Les personnes, et Coillard semble être du nombre, chez lesquelles une grande réserve est alliée à un peu de susceptibilité, sont portées à donner une interprétation fausse et à attribuer une importance exagérée à tel acte ou à telle parole de ceux auxquels elles ont volontairement fermé la porte de leur for intérieur. Ainsi naissent des malentendus dont elles souffrent profondément, car elles sont seules à porter cette souffrance, comme elles en sont seules responsables. Cette souffrance les pousse à désirer ardemment, avec des personnes autres que celles qu'elles sont appelées à rencontrer habituellement, une expansion pour laquelle elles se croient faites, mais qui est, au fond, trop contraire à leur nature pour pouvoir être réalisable, si ce n'est en de très courts instants.

Coillard, pour satisfaire ce besoin d'épanchement, commença, le 1er janvier 1854, un journal intime (3). Sur le dernier feuillet du premier cahier, une croix est tracée à la plume avec ce mot : « AMOUR », à l'intérieur de la couverture une croix avec: « Dieu est amour. » En tête du second cahier, le même motif est répété.




Dessin de Coillard dans son journal intime

3 février 1854. - Ce journal est le seul ami que j'aie à Paris auquel je puisse ouvrir mon coeur. La crainte qu'il ne vienne à tomber entre les mains de quelqu'un de mes indiscrets condisciples m'a souvent un peu gêné; mais dorénavant je m'élèverai au-dessus de ces craintes, peu fondées d'ailleurs, je me découvrirai à mon journal tel que je suis. « Créez-vous un ami dans votre chambre, conseille-t-il peu après à un de ses correspondants, c'est-à-dire faites-vous un journal où vous n'écrirez que quand vous en sentirez le besoin. »

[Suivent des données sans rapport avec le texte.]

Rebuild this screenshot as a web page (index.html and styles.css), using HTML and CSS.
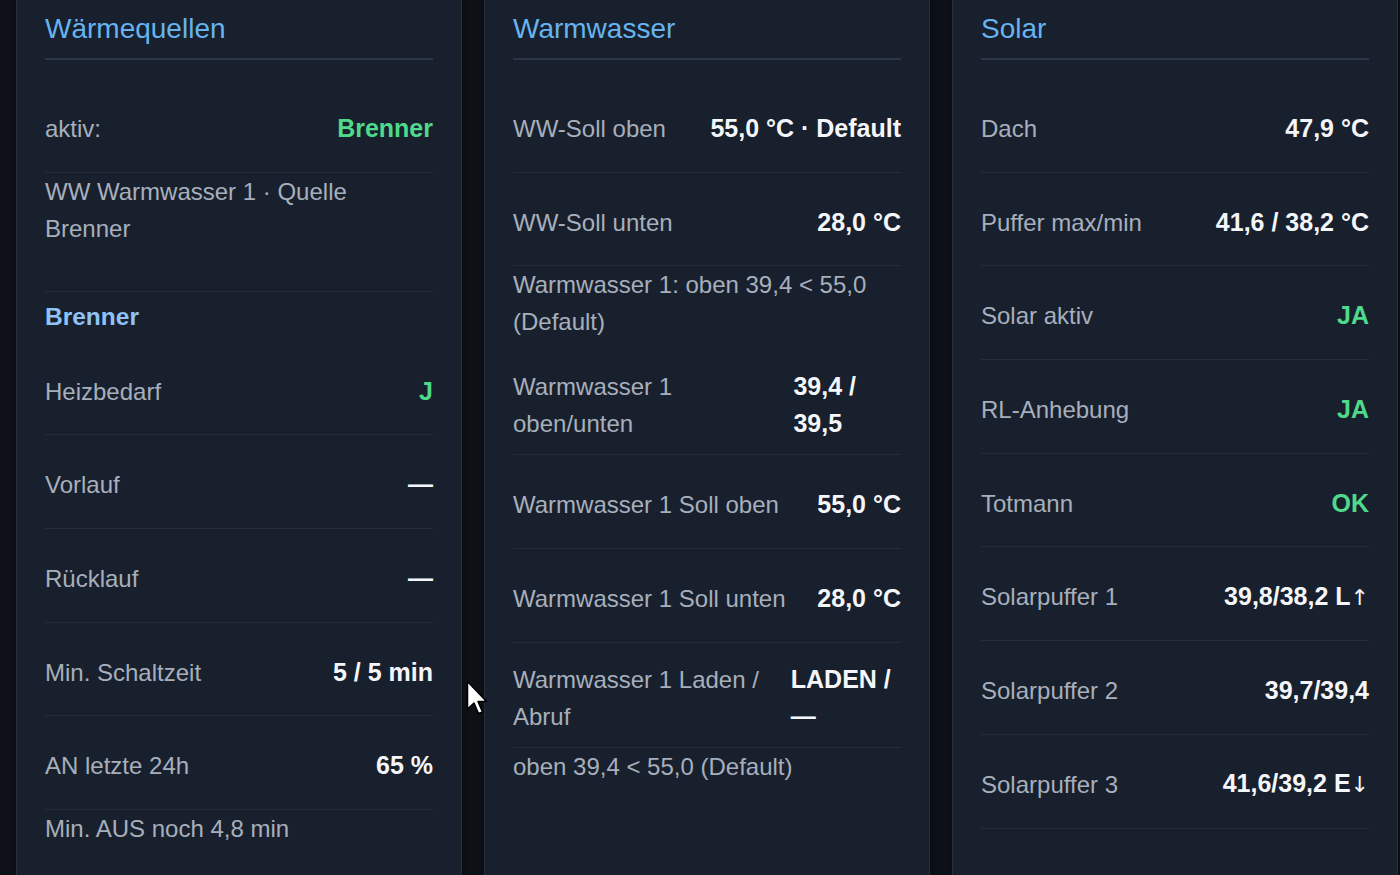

Coillard, dans son journal, se montre très sérieux, très sévère pour lui-même, très réservé, peu démonstratif avec les autres, parfois un peu ombrageux et un peu compliqué, passant par des alternances rapides de grandes tristesses et de grandes joies, de désirs ardents de complète consécration et de profonds découragements, attachant à ses manquements et à ses fautes, comme quelquefois aux torts des autres, une importance qui avait quelque chose de morbide.

Il y avait là un manque d'équilibre dont il souffrit beaucoup. Il lutta constamment pour retrouver cette stabilité, et il ne la retrouva tout à fait qu'une fois marié.

Il ne faut toutefois rien exagérer; dans son autobiographie, Coillard dit : « Je jouis immensément du temps que je passai à Batignolles. » Et le 26 janvier 1854, il écrit à ses amis du Magny:

« A en juger par mes premières lettres, vous avez pu voir que la vie de Paris ne m'allait guère. En effet, les premières semaines de mon séjour en cette ville, j'ai passé quelques mauvaises heures. J'ai dû, tout naturellement, éprouver l'effet que subit une plante qu'on change de climat, mais maintenant tout va assez bien. Je suis heureux sous la bonne direction chrétienne de M. Boissonnas; j'ai en lui plus qu'un maître, qu'un directeur. Sans doute je ne suis plus comme autrefois chez M. Jeanmaire; je suis dans une pension, pension chrétienne si vous le voulez, mais également pension. »

Quant à ses études, bien vite il se remit au pas:

« Six mois de latin, trois de grec, écrit-il le 21 février, m'ont suffi pour suivre les deux condisciples de ma division, jeunes gens de quinze ans, tous deux très forts comparés à moi) dont l'un a suivi je ne sais combien de temps le collège et l'autre a commencé l'étude des langues deux ans avant d'entrer ici. Oui, je dois beaucoup à M. Jeanmaire. »

(Autobiographie.) - Quelques-uns d'entre nous s'occupaient d'écoles du dimanche sous la direction de M. Montandon et plusieurs étaient membres de l'Union chrétienne des jeunes gens (4), une institution de date récente (fondée en 1852) et où brillaient alors deux étudiants en médecine qui sont devenus les docteurs Morin et Gibert. Il régnait alors aux réunions de l'Union une grande intimité; quelque chose comme un puissant lien de famille nous unissait les uns aux autres et tous nous étions animés par un esprit irrésistible de propagande. A nos réunions, chacun rendait compte de ce qu'il avait fait.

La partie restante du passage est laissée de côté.